Blind Spot Detection
From: Transport Canada
How this technology works
Blind Spot Detection systems warn a driver that a vehicle is in his or her blind spot –areas to the side and rear of the vehicle outside the driver's view. Sensors (camera, ultrasonic, or radar) monitor the sides and rear of the vehicle for vehicles (including motorcycles) approaching from behind and alert the driver with lights mounted in either the side-view or rear-view mirrors, or the door.

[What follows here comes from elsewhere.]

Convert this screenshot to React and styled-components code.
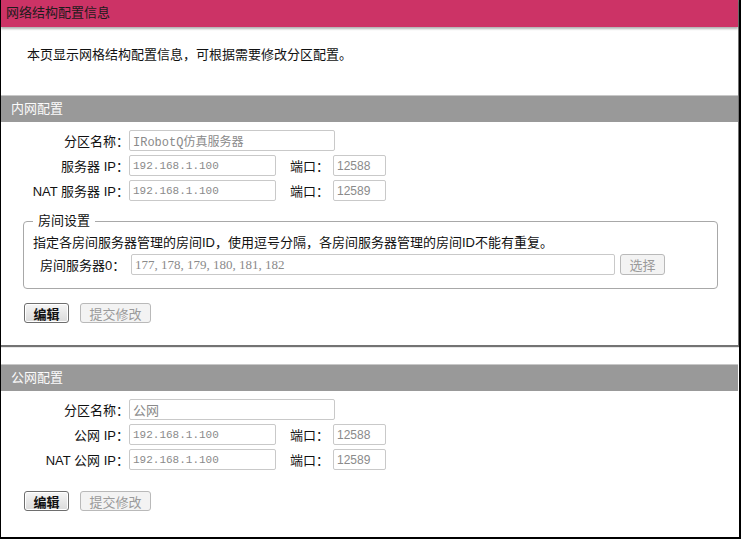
import React from 'react';
import styled, { createGlobalStyle } from 'styled-components';

const FONT = `"Liberation Sans", "Noto Sans CJK SC", sans-serif`;
const MONO = `"Liberation Mono", "Noto Sans CJK SC", monospace`;
const SERIF = `"Liberation Serif", "Noto Sans CJK SC", serif`;

const GlobalStyle = createGlobalStyle`
  html, body {
    margin: 0;
    padding: 0;
    background: #fff;
  }
  * {
    box-sizing: border-box;
  }
`;

const sections = [
  {
    title: '内网配置',
    name: 'IRobotQ仿真服务器',
    nameMono: true,
    ipLabel: '服务器 IP：',
    natLabel: 'NAT 服务器 IP：',
    ip: '192.168.1.100',
    port: '12588',
    natIp: '192.168.1.100',
    natPort: '12589',
    rooms: true,
  },
  {
    title: '公网配置',
    name: '公网',
    nameMono: false,
    ipLabel: '公网 IP：',
    natLabel: 'NAT 公网 IP：',
    ip: '192.168.1.100',
    port: '12588',
    natIp: '192.168.1.100',
    natPort: '12589',
    rooms: false,
  },
];

const App = () => {
  return (
    <Frame>
      <GlobalStyle />
      <TopPanel>
        <TitleBar>网络结构配置信息</TitleBar>
        <Intro>本页显示网格结构配置信息，可根据需要修改分区配置。</Intro>
        <ConfigSection {...sections[0]} />
      </TopPanel>
      <BottomPanel>
        <ConfigSection {...sections[1]} />
      </BottomPanel>
    </Frame>
  );
};

const ConfigSection = ({
  title,
  name,
  nameMono,
  ipLabel,
  natLabel,
  ip,
  port,
  natIp,
  natPort,
  rooms,
}) => (
  <>
    <SectionBar>{title}</SectionBar>
    <SectionBody>
      <Row>
        <Label>分区名称：</Label>
        <Field width={206} $font={nameMono ? MONO : FONT} $size={nameMono ? 12 : 13}>
          {name}
        </Field>
      </Row>
      <Row>
        <Label>{ipLabel}</Label>
        <Field width={147} $font={MONO} $size={11}>{ip}</Field>
        <PortLabel>端口：</PortLabel>
        <Field width={53} $font={FONT} $size={12}>{port}</Field>
      </Row>
      <Row>
        <Label>{natLabel}</Label>
        <Field width={147} $font={MONO} $size={11}>{natIp}</Field>
        <PortLabel>端口：</PortLabel>
        <Field width={53} $font={FONT} $size={12}>{natPort}</Field>
      </Row>

      {rooms && (
        <RoomSet>
          <Legend>房间设置</Legend>
          <Hint>指定各房间服务器管理的房间ID，使用逗号分隔，各房间服务器管理的房间ID不能有重复。</Hint>
          <RoomRow>
            <RoomLabel>房间服务器0：</RoomLabel>
            <Field width={484} $font={SERIF} $size={13}>
              177, 178, 179, 180, 181, 182
            </Field>
            <Button $disabled $width={45} $height={21}>选择</Button>
          </RoomRow>
        </RoomSet>
      )}

      <Actions $rooms={rooms}>
        <Button $width={45}>编辑</Button>
        <Button $disabled $width={71}>提交修改</Button>
      </Actions>
    </SectionBody>
  </>
);

const Frame = styled.div`
  width: 741px;
  height: 539px;
  overflow: hidden;
  border-left: 1px solid #000;
  border-right: 2px solid #000;
  border-bottom: 2px solid #000;
  background: #fff;
  font-family: ${FONT};
  font-size: 13px;
  color: #111;
`;

const TopPanel = styled.div`
  margin-right: 1px;
  background: #fff;
  box-shadow: 1px 1px 1px 1px rgba(0, 0, 0, 0.55);
  padding-bottom: 22px;
`;

const BottomPanel = styled.div`
  margin-top: 19px;
  margin-right: 1px;
`;

const TitleBar = styled.div`
  height: 27px;
  line-height: 26px;
  padding-left: 5px;
  background: #cc3366;
  color: #1c1c1c;
  font-size: 13px;
  box-shadow: 0 2px 2px rgba(0, 0, 0, 0.3);
  position: relative;
`;

const Intro = styled.div`
  height: 68px;
  padding: 19px 0 0 26px;
  line-height: 18px;
  color: #111;
`;

const SectionBar = styled.div`
  height: 27px;
  line-height: 26px;
  padding-left: 10px;
  background: #999999;
  border-top: 1px solid #c8c8c8;
  color: #fbfbfb;
  font-size: 13px;
`;

const SectionBody = styled.div`
  padding-top: 8px;
`;

const Row = styled.div`
  display: flex;
  align-items: center;
  height: 21px;
  margin-bottom: 4px;
`;

const Label = styled.span`
  width: 128px;
  flex-shrink: 0;
  text-align: right;
  white-space: nowrap;
  color: #111;
`;

const PortLabel = styled.span`
  margin-left: 14px;
  width: 43px;
  flex-shrink: 0;
  white-space: nowrap;
  color: #111;
`;

const Field = styled.div`
  width: ${(p) => p.width}px;
  height: 21px;
  flex-shrink: 0;
  padding: 0 3px;
  border: 1px solid #c9c9c9;
  border-radius: 2px;
  background: #fff;
  display: flex;
  align-items: center;
  white-space: nowrap;
  overflow: hidden;
  font-family: ${(p) => p.$font};
  font-size: ${(p) => p.$size}px;
  color: #8a8a8a;
`;

const RoomSet = styled.fieldset`
  margin: 12px 0 0 22px;
  width: 695px;
  padding: 0 9px 13px 9px;
  border: 1px solid #a8a8a8;
  border-radius: 4px;
`;

const Legend = styled.legend`
  padding: 0 5px;
  line-height: 16px;
  font-size: 13px;
  color: #111;
`;

const Hint = styled.div`
  margin-top: 5px;
  line-height: 17px;
  color: #111;
`;

const RoomRow = styled.div`
  display: flex;
  align-items: center;
  margin-top: 3px;
  padding-left: 7px;
`;

const RoomLabel = styled.span`
  width: 91px;
  flex-shrink: 0;
  white-space: nowrap;
  color: #111;
`;

const Actions = styled.div`
  display: flex;
  gap: 11px;
  margin: ${(p) => (p.$rooms ? '14px' : '21px')} 0 0 23px;
`;

const Button = styled.div`
  width: ${(p) => p.$width}px;
  height: ${(p) => p.$height || 20}px;
  margin-left: ${(p) => (p.$height ? '5px' : '0')};
  flex-shrink: 0;
  display: flex;
  align-items: center;
  justify-content: center;
  border-radius: 3px;
  font-size: 13px;
  border: 1px solid ${(p) => (p.$disabled ? '#b9b9b9' : '#6e6e6e')};
  background: ${(p) =>
    p.$disabled
      ? '#f3f3f3'
      : 'linear-gradient(#f6f6f6, #dadada)'};
  color: ${(p) => (p.$disabled ? '#9a9a9a' : '#111')};
  font-weight: ${(p) => (p.$disabled ? 400 : 700)};
  box-shadow: ${(p) => (p.$disabled ? 'none' : 'inset 0 0 0 1px #fff')};
`;

export default App;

If you switch on a turn signal showing intent to make a lane change, and a vehicle is present in the blind spot, the system may warn you with red or yellow flashing icons and/or audio alerts, or by vibrating the steering wheel or the driver's seat.
- The system's monitoring range differs by make.
- Most systems only warn if you switch on the turn signal.
Things for drivers to keep in mind
- These systems are designed to aid in the driving task. They are not intended to replace the driver's attention and judgement.
- Do not rely solely on the system. Always be vigilant when driving.
- Drivers are encouraged to read the owner's manual to become familiar with the system and the conditions when system operation is different or is not guaranteed.
3 images show a red car approaching the blind spot on the left of a black car on a multi-lane highway. As the red vehicle approaches, the warning light is activated on the driver's side mirror of the black car. If the black car signals to change lanes into the approaching red car, a warning sound is also made.